Tests liveness detection components:

  • Single frame IR/depth/texture analysis
  • Full temporal pipeline (10 frames with movement/blink detection)

What it measures:

  • Per-frame analysis latency
  • Full pipeline latency for multi-frame analysis

Encryption (encryption)

Tests AES-256-GCM encryption used for template storage:

  • Encrypt/decrypt at various data sizes
  • Round-trip (encrypt then decrypt)
  • PBKDF2 key derivation overhead

What it measures:

  • Throughput (bytes/second)
  • Latency for template-sized data

Secure Memory (secure_memory)

Tests security-critical memory operations:

  • SecureEmbedding creation (with memory locking)
  • Constant-time cosine similarity
  • Secure byte comparison (SecureBytes)
  • Memory zeroization

What it measures:

  • Overhead vs non-secure operations
  • Timing consistency (for constant-time operations)

Full Pipeline (full_pipeline)

Tests complete authentication flows:

  • auth_pipeline_no_crypto: Detection + extraction + matching
  • auth_pipeline_with_antispoofing: Full pipeline with liveness checks

What it measures:

  • End-to-end authentication latency

Reference Results

Expected results on reference hardware (AMD Ryzen 7 5800X, 32GB RAM):

Benchmark Expected Time Notes
Face detection (VGA) ~50 us Placeholder algorithm
Embedding extraction (112x112) ~100 us Placeholder algorithm
Cosine similarity (128-dim) ~500 ns SIMD-optimized
Template matching (5 templates) ~3 us Linear scan
Anti-spoofing (single frame) ~2 ms VGA resolution
AES-GCM encrypt (512 bytes) ~20 us With PBKDF2
Secure memory zero (1KB) ~500 ns Volatile writes
Constant-time eq (256 bytes) ~300 ns Using subtle crate
Full pipeline (no crypto) ~200 us Detection + match
Full pipeline (with anti-spoof) ~2.5 ms Complete auth

Note: Production performance with ONNX models will differ significantly.
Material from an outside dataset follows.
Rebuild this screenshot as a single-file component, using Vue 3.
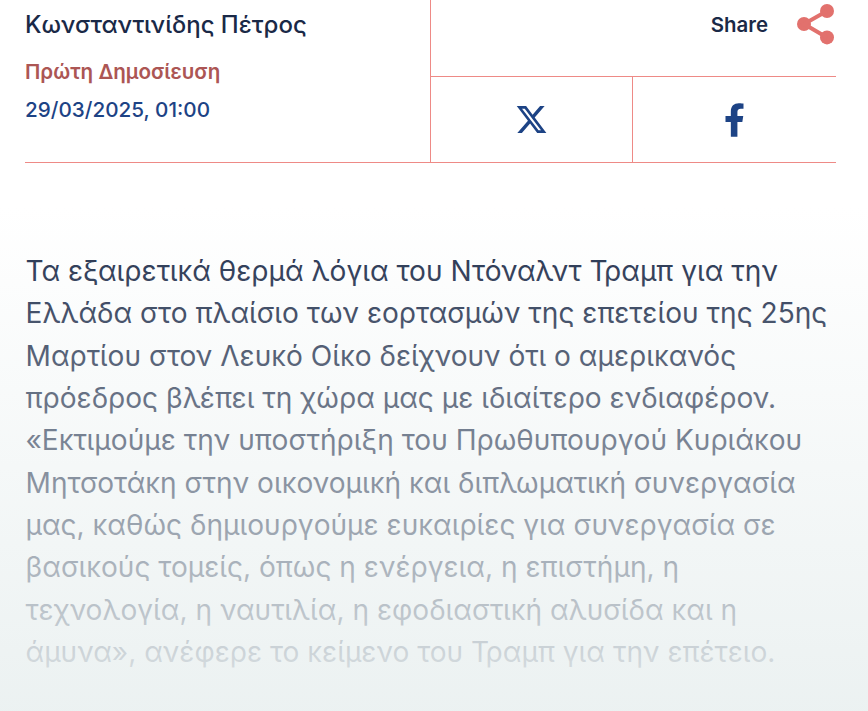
<script setup>
const lines = [
  'Τα εξαιρετικά θερμά λόγια του Ντόναλντ Τραμπ για την',
  'Ελλάδα στο πλαίσιο των εορτασμών της επετείου της 25ης',
  'Μαρτίου στον Λευκό Οίκο δείχνουν ότι ο αμερικανός',
  'πρόεδρος βλέπει τη χώρα μας με ιδιαίτερο ενδιαφέρον.',
  '«Εκτιμούμε την υποστήριξη του Πρωθυπουργού Κυριάκου',
  'Μητσοτάκη στην οικονομική και διπλωματική συνεργασία',
  'μας, καθώς δημιουργούμε ευκαιρίες για συνεργασία σε',
  'βασικούς τομείς, όπως η ενέργεια, η επιστήμη, η',
  'τεχνολογία, η ναυτιλία, η εφοδιαστική αλυσίδα και η',
  'άμυνα», ανέφερε το κείμενο του Τραμπ για την επέτειο.'
]
</script>

<template>
  <div class="page">
    <header class="head">
      <div class="meta">
        <div class="author">Κωνσταντινίδης Πέτρος</div>
        <div class="label">Πρώτη Δημοσίευση</div>
        <div class="date">29/03/2025, 01:00</div>
      </div>
      <div class="share">
        <div class="share-top">
          <span class="share-text">Share</span>
          <svg class="share-icon" width="38" height="42" viewBox="0 0 38 42">
            <g fill="#e2716d">
              <circle cx="30" cy="8" r="7"/>
              <circle cx="7" cy="21" r="7"/>
              <circle cx="30" cy="34.4" r="7"/>
            </g>
            <path d="M30 8L7 21L30 34.4" fill="none" stroke="#e2716d" stroke-width="4"/>
          </svg>
        </div>
        <div class="share-btns">
          <div class="btn">
            <svg class="x-icon" width="33" height="33" viewBox="0 0 24 24" fill="#1d4385">
              <path d="M18.244 2.25h3.308l-7.227 8.26 8.502 11.24H16.17l-5.214-6.817L4.99 21.75H1.68l7.73-8.835L1.254 2.25H8.08l4.713 6.231zm-1.161 17.52h1.833L7.084 4.126H5.117z"/>
            </svg>
          </div>
          <div class="btn btn-last">
            <svg width="21" height="34" viewBox="0 0 320 512" fill="#1d4385">
              <path d="M279.14 288l14.22-92.66h-88.91v-60.13c0-25.35 12.42-50.06 52.24-50.06h40.42V6.26S260.43 0 225.36 0c-73.22 0-121.08 44.38-121.08 124.72v70.62H22.89V288h81.39v224h100.17V288z"/>
            </svg>
          </div>
        </div>
      </div>
    </header>
    <div class="body">
      <div class="text">
        <div v-for="l in lines" :key="l" class="line">{{ l }}</div>
      </div>
      <div class="fade"></div>
    </div>
  </div>
</template>

<style>
html, body { margin: 0; background: #fff; }
</style>

<style scoped>
.page {
  width: 868px;
  height: 711px;
  overflow: hidden;
  font-family: Inter, "Liberation Sans", sans-serif;
  background: #fff;
  position: relative;
}
.head {
  display: flex;
  margin: 0 32px 0 25px;
  height: 163px;
  border-bottom: 1px solid #ee8a86;
  box-sizing: border-box;
}
.meta {
  width: 405px;
  box-sizing: border-box;
  padding-top: 11px;
}
.author { font-size: 24px; line-height: 28px; font-weight: 500; color: #1a2947; }
.label { margin-top: 19px; font-size: 20.6px; line-height: 28px; font-weight: 600; color: #ac5654; }
.date { margin-top: 10px; font-size: 20.7px; line-height: 28px; font-weight: 500; color: #1d4385; }
.share { flex: 1; border-left: 1px solid #ee8a86; display: flex; flex-direction: column; }
.share-top {
  height: 77px;
  box-sizing: border-box;
  border-bottom: 1px solid #ee8a86;
  display: flex;
  justify-content: flex-end;
  align-items: flex-start;
  gap: 29px;
}
.share-text { font-size: 20.4px; line-height: 28px; margin-top: 11px; font-weight: 600; color: #1a2947; }
.share-icon { flex: none; margin-top: 3px; margin-right: 1px; }
.share-btns { flex: 1; display: flex; }
.btn { width: 201px; display: flex; align-items: center; justify-content: center; border-right: 1px solid #ee8a86; }
.btn-last { flex: 1; border-right: 0; }
.x-icon { margin-right: 1px; }
.body { position: relative; height: 548px; }
.text { padding: 87px 25px 0 25.5px; }
.line { font-size: 28.1px; line-height: 42.33px; color: #1a2947; white-space: nowrap; }
.fade {
  position: absolute;
  inset: 0;
  background: linear-gradient(to bottom, rgba(255,255,255,0) 8%, rgba(235,241,241,0.97) 100%);
}
</style>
These benchmarks use placeholder algorithms for testing infrastructure.

Interpreting Results

Understanding Criterion Output

template_matching/cosine_similarity/128
                        time:   [487.23 ns 489.12 ns 491.34 ns]
                        thrpt:  [2.0353 Melem/s 2.0444 Melem/s 2.0523 Melem/s]
                 change: [-1.2% +0.3% +1.8%] (p = 0.72 > 0.05)
                        No change in performance detected.
  • time: [lower bound, estimate, upper bound] with 95% confidence
  • thrpt: Throughput (operations per second)
  • change: Comparison vs previous run (if available)

Performance Regressions

Criterion will flag significant regressions:

  • Performance degraded: >5% slower with high confidence
  • Performance improved: >5% faster with high confidence

Investigate regressions before merging code changes.

Adding New Benchmarks

When adding new functionality, include appropriate benchmarks:

fn bench_new_feature(c: &mut Criterion) {
    let mut group = c.benchmark_group("new_feature");

    // Set throughput for rate-based benchmarks
    group.throughput(Throughput::Elements(1));

    group.bench_function("operation_name", |b| {
        // Setup (not measured)
        let input = prepare_input();

        b.iter(|| {
            // This code is measured
            black_box(your_function(black_box(&input)))
        });
    });

    group.finish();
}

// Add to criterion_group!
criterion_group!(benches, ..., bench_new_feature);

Continuous Integration

Benchmarks should be run in CI on performance-critical PRs:

# Example GitHub Actions workflow
benchmark:
  runs-on: ubuntu-latest
  steps:
    - uses: actions/checkout@v4
    - name: Run benchmarks
      run: cargo bench -p linux-hello-daemon -- --noplot
    - name: Store results
      uses: actions/upload-artifact@v4
      with:
        name: benchmark-results
        path: target/criterion/

Troubleshooting

High Variance in Results

If benchmarks show high variance (wide confidence intervals):

  1. Close other applications
  2. Disable CPU frequency scaling: sudo cpupower frequency-set -g performance
  3. Increase sample size: group.sample_size(200);
  4. Run on an idle system

Benchmarks Too Slow

For slow benchmarks, reduce sample size:

group.sample_size(10); // Default is 100
group.measurement_time(std::time::Duration::from_secs(5));

Memory Issues

If benchmarks fail with OOM or memory errors:

  1. Reduce iteration count
  2. Clean up large allocations in benchmark functions
  3. Check for memory leaks with valgrind

License

These benchmarks are part of the Linux Hello project and are released under the GPL-3.0 license.